Parsing Xml Loops
This tutorial will show how simple it is to parse those deeply-nested XML loops and then simplify the data into one row that is much easier to read. The bulk of the job is set up before it is even created, in Talend’s XML metadata creator, but read on to find out how it works.
Create the xml document, using the below screenshot. The associated file has two repeat sections, PERSON and FRIEND. Good xpath is normally used to extract these, but Talend does all of that work for you.
We want to look in the Talend repository for “File XML” under “Metadata”. Right-click it and create new file xml.
Under “File Settings” select the XML data from where you have it saved, and Talend will show you basic structure.
In one of the last steps of File creation, Talend will attempt to create the XPATH values for you by asking where you want to loop, and what fields to extract. Because we want to loop at the lowest level, it is best to select FRIEND as the element to loop on. So drag “FRIEND” to the space underneath “Absolute XPath expression”.
After that, drag all three fields into field to extract, and the XPATH will once again be auto-generated.
The preview at the bottom will show the output as if it was sent directly to a tlogrow component afterwards.
Finish this up and your metadata will be saved in the repository.
Create a new job, and drag in the metadata you created from the repository into the canvas. All of its settings have been created already from your previous work.

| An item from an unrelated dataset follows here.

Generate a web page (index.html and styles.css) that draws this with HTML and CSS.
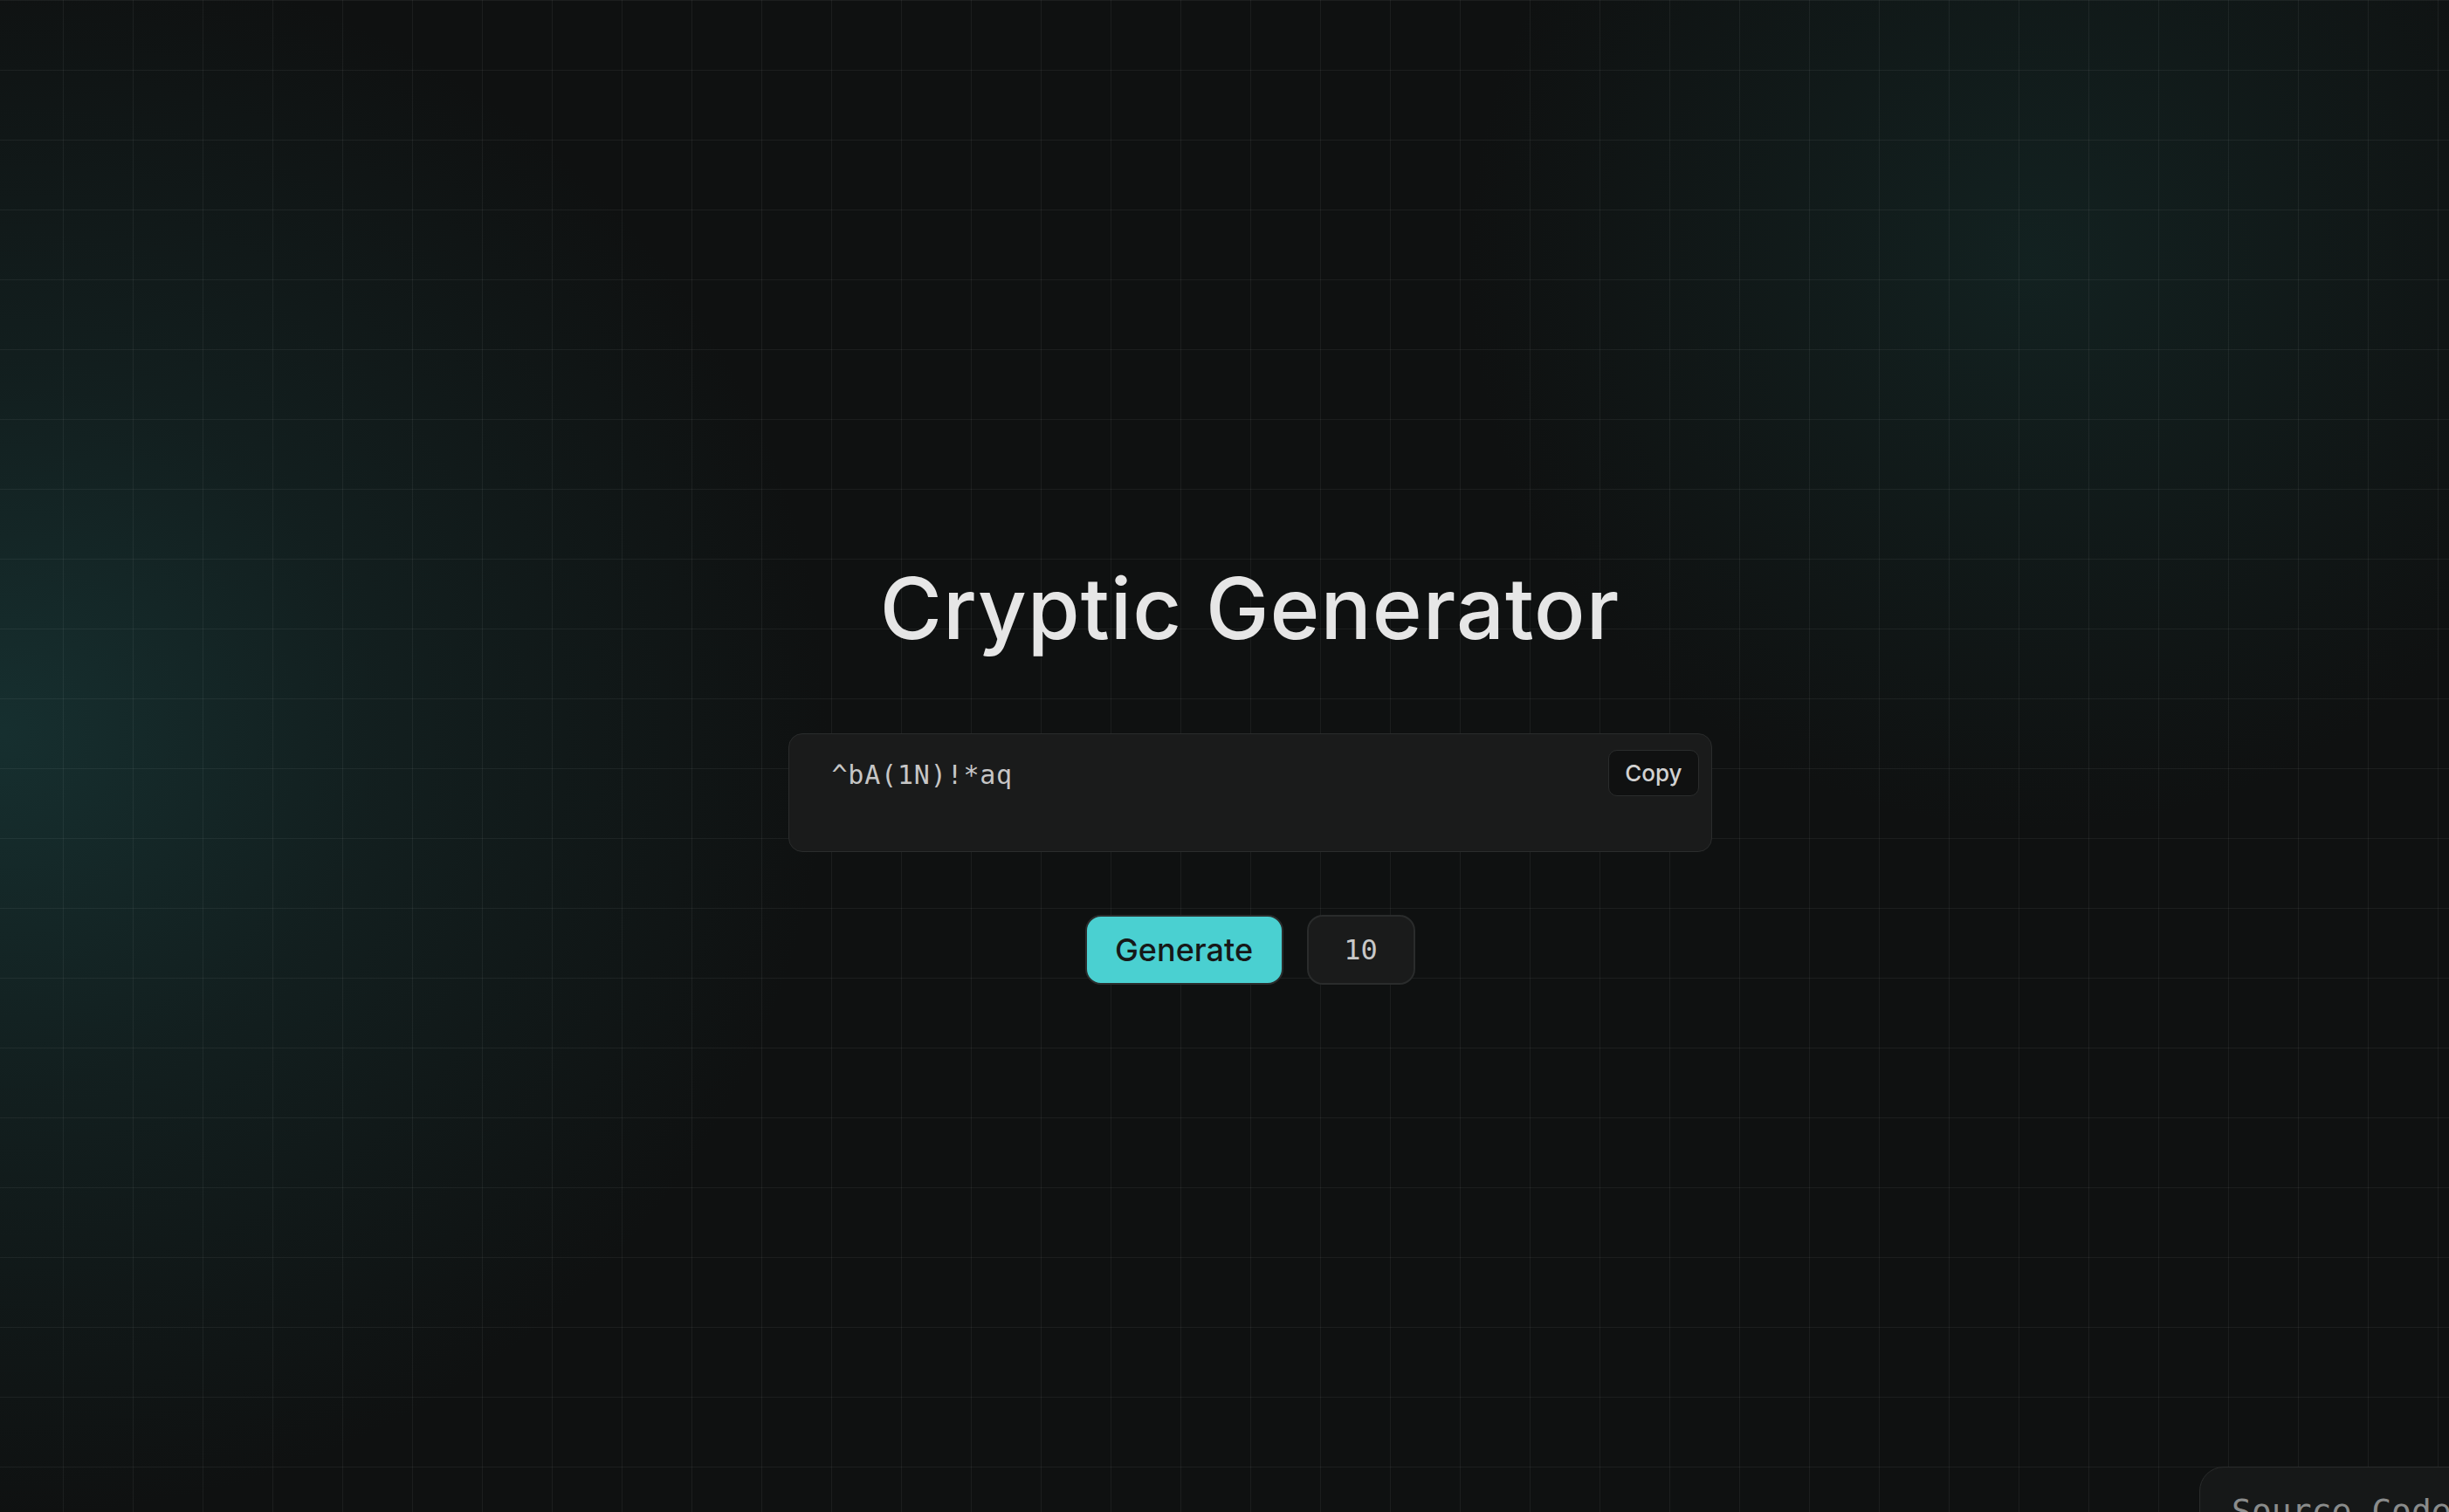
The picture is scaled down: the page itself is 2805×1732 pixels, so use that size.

We want to organize the information to be more readable so add in a tDeNormalize into the canvas, as well as a tLogRow component, and connect them all as follows:
Next, select the tDenormalize component and open the component tab for it. Change the column to denormalize to “FRIEND” and the Delimiter to “,”. This will combine all the FRIEND columns that share the same other columns in their respective rows.
If that didn’t make sense, simply run the job to see the output. Notice how instead of 9 rows, you now have three with all the friend names combined into their own column, separated by a comma.
Now you know how easy it is to do complex XPATH queries in Talend, without writing any XPATH functions!